Raw records:

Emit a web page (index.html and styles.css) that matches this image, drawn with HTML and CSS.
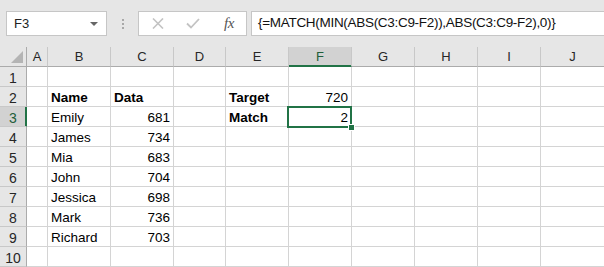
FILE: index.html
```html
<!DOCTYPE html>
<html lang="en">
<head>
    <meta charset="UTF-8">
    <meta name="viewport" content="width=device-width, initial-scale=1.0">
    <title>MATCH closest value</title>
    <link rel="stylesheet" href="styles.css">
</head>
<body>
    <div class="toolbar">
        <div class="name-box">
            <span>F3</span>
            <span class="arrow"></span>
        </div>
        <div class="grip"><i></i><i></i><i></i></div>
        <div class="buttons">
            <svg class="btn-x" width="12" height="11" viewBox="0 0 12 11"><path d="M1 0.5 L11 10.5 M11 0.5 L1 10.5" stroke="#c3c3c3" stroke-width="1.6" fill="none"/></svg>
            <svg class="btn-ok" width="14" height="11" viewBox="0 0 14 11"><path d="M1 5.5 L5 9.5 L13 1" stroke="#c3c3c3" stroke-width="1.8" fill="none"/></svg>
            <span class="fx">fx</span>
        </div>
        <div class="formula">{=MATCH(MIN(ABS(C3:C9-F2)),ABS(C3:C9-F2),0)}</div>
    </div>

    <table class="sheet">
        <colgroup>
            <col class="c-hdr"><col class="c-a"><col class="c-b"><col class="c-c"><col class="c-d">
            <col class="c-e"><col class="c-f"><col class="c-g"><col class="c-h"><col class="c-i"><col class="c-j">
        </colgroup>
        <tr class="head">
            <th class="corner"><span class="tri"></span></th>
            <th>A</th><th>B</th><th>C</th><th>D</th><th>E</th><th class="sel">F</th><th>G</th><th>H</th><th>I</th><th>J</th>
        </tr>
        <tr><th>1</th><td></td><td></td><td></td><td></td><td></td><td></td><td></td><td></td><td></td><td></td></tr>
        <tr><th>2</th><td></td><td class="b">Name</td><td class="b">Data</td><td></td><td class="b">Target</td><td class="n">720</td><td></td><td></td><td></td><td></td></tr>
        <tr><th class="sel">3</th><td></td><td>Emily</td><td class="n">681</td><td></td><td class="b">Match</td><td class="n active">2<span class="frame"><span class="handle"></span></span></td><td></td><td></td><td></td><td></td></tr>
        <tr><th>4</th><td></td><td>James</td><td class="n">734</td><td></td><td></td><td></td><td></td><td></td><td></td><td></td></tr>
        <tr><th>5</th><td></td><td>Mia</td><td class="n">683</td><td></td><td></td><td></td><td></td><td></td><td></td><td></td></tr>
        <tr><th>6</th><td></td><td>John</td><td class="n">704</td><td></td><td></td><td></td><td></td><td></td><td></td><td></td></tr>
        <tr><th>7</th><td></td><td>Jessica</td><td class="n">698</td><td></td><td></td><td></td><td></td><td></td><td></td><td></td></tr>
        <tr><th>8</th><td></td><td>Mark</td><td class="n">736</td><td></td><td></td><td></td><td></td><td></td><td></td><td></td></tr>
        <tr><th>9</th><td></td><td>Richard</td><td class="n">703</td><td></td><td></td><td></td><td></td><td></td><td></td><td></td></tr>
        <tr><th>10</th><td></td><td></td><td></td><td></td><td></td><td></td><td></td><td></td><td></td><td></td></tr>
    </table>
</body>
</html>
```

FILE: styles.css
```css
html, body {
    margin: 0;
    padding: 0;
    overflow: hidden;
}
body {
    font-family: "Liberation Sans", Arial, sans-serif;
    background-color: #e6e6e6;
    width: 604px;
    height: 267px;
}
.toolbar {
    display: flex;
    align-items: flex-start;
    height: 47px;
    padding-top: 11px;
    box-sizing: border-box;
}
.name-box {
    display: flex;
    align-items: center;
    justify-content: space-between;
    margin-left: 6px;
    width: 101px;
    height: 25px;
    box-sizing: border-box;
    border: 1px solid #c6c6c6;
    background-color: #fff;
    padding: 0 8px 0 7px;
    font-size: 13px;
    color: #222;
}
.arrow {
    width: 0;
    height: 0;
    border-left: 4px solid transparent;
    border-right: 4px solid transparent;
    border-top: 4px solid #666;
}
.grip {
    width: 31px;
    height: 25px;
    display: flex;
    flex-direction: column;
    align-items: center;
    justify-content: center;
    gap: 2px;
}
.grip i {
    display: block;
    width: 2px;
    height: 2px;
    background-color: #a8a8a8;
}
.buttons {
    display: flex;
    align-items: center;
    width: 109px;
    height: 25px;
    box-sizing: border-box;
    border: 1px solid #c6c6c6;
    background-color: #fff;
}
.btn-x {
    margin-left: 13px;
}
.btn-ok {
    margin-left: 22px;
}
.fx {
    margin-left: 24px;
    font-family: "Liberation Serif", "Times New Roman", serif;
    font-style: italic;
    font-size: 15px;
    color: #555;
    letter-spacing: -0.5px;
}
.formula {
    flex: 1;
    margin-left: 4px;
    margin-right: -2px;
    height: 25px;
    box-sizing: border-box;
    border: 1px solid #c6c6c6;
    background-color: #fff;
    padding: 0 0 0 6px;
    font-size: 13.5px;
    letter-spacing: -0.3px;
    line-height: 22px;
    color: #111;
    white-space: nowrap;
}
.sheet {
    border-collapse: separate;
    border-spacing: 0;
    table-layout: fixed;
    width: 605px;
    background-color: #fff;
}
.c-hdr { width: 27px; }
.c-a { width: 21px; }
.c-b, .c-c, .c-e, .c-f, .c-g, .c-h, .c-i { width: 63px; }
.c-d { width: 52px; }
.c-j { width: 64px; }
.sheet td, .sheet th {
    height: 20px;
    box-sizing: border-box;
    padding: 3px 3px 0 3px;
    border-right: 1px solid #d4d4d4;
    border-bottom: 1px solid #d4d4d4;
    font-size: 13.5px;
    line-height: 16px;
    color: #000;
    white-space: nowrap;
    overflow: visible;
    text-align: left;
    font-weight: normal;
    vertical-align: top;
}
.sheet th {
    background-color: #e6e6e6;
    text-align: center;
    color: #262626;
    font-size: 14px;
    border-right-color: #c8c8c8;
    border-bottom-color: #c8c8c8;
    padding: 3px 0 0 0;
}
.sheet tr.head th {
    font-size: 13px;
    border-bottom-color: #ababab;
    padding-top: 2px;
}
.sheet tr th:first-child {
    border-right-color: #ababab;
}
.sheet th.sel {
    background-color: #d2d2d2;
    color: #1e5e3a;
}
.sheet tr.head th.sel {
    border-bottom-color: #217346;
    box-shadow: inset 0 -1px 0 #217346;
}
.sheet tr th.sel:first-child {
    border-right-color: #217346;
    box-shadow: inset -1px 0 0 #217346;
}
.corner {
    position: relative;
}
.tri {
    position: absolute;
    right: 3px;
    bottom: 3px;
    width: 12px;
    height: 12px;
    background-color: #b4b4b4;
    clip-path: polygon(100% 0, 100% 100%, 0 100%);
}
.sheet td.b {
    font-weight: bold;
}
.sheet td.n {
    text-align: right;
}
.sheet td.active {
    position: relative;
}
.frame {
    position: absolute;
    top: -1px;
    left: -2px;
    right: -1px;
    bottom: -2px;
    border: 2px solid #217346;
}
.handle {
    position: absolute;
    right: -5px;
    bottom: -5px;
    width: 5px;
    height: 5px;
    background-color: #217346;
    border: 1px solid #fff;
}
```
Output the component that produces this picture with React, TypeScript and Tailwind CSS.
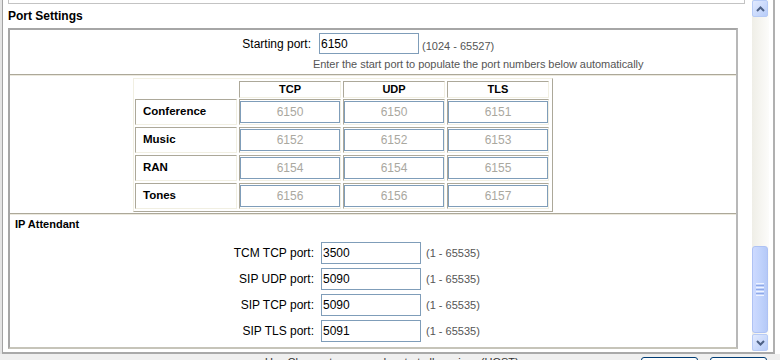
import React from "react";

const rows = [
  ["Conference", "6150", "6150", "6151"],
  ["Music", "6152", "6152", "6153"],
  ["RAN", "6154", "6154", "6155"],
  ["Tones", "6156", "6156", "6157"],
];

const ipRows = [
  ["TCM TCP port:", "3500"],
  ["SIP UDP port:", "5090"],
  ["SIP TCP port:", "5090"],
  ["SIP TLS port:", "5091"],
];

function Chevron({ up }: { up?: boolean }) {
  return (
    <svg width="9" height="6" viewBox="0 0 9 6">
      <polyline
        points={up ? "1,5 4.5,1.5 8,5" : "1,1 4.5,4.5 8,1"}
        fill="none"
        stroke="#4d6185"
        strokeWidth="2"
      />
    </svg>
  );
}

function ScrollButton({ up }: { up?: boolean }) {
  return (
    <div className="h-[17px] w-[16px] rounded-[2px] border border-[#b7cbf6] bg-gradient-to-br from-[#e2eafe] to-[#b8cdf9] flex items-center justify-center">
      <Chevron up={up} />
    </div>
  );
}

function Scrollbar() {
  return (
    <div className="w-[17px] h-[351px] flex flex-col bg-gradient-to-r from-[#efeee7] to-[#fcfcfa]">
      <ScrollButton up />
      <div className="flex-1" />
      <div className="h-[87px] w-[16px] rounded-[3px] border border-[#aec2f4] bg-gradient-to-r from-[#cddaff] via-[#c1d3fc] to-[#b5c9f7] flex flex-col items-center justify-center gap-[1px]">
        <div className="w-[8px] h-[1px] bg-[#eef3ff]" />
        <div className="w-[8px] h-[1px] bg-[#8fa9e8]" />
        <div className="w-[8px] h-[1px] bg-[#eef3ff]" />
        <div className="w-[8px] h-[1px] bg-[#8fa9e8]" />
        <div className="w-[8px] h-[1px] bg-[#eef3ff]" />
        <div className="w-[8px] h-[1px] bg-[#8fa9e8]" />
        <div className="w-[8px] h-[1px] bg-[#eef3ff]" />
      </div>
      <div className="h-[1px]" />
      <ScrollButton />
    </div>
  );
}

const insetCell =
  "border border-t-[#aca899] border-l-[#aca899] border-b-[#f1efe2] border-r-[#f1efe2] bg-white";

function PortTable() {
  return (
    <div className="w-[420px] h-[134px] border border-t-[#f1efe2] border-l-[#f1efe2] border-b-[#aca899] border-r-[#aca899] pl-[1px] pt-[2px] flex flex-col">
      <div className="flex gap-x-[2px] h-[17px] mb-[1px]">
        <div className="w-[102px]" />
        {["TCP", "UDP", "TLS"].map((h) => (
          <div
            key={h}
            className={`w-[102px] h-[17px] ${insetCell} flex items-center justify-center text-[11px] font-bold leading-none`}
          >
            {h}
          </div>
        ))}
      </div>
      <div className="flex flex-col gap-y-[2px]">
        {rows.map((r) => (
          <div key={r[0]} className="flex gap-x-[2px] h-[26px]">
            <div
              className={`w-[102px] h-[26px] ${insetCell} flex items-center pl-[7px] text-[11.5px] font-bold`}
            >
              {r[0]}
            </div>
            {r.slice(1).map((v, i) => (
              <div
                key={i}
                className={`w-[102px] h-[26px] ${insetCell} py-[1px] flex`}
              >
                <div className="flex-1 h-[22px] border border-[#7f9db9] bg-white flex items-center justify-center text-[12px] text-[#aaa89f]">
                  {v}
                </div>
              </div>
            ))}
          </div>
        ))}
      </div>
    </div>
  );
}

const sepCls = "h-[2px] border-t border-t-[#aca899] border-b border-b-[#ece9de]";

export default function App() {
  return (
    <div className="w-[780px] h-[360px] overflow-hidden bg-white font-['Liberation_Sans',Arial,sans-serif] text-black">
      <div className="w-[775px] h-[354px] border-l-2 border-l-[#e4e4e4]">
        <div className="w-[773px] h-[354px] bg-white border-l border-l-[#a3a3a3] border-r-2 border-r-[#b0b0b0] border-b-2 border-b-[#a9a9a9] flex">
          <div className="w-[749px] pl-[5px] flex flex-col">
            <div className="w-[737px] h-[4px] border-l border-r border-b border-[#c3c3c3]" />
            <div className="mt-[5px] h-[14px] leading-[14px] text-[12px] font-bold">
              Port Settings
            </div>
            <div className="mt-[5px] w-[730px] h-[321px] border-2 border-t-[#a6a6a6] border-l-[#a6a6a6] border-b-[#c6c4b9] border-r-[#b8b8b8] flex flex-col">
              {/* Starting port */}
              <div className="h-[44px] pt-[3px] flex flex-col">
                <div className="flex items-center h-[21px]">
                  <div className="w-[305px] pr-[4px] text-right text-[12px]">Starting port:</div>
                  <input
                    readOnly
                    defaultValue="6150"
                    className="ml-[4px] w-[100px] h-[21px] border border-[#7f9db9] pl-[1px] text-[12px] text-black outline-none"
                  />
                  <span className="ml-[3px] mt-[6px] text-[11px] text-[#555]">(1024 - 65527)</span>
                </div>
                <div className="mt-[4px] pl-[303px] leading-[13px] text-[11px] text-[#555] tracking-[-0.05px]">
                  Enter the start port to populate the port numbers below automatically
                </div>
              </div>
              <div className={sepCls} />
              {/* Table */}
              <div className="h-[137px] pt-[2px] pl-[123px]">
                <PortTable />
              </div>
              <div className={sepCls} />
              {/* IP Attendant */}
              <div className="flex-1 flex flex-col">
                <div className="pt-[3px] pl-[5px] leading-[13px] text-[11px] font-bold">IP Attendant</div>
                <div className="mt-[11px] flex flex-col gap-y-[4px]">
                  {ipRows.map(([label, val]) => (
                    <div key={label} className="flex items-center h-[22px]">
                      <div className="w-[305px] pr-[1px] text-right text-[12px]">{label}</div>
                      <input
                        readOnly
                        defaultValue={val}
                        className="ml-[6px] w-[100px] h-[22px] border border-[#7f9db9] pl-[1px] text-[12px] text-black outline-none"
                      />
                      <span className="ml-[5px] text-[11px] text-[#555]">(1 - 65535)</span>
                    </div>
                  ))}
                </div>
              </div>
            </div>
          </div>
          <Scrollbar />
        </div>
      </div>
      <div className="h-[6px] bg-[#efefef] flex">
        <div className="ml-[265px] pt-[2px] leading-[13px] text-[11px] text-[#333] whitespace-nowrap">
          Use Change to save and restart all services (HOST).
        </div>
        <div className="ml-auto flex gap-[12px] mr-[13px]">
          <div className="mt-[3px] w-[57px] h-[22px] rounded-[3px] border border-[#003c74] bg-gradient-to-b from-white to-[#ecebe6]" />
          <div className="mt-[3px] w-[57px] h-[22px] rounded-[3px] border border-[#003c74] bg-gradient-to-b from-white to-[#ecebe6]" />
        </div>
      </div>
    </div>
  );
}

# [OBJECTIVE]
Go through the records and show every line with the string "index" in it.

# [EXERCISE OUTPUT]
Emit a web page (index.html and styles.css) that matches this image, drawn with HTML and CSS.
FILE: index.html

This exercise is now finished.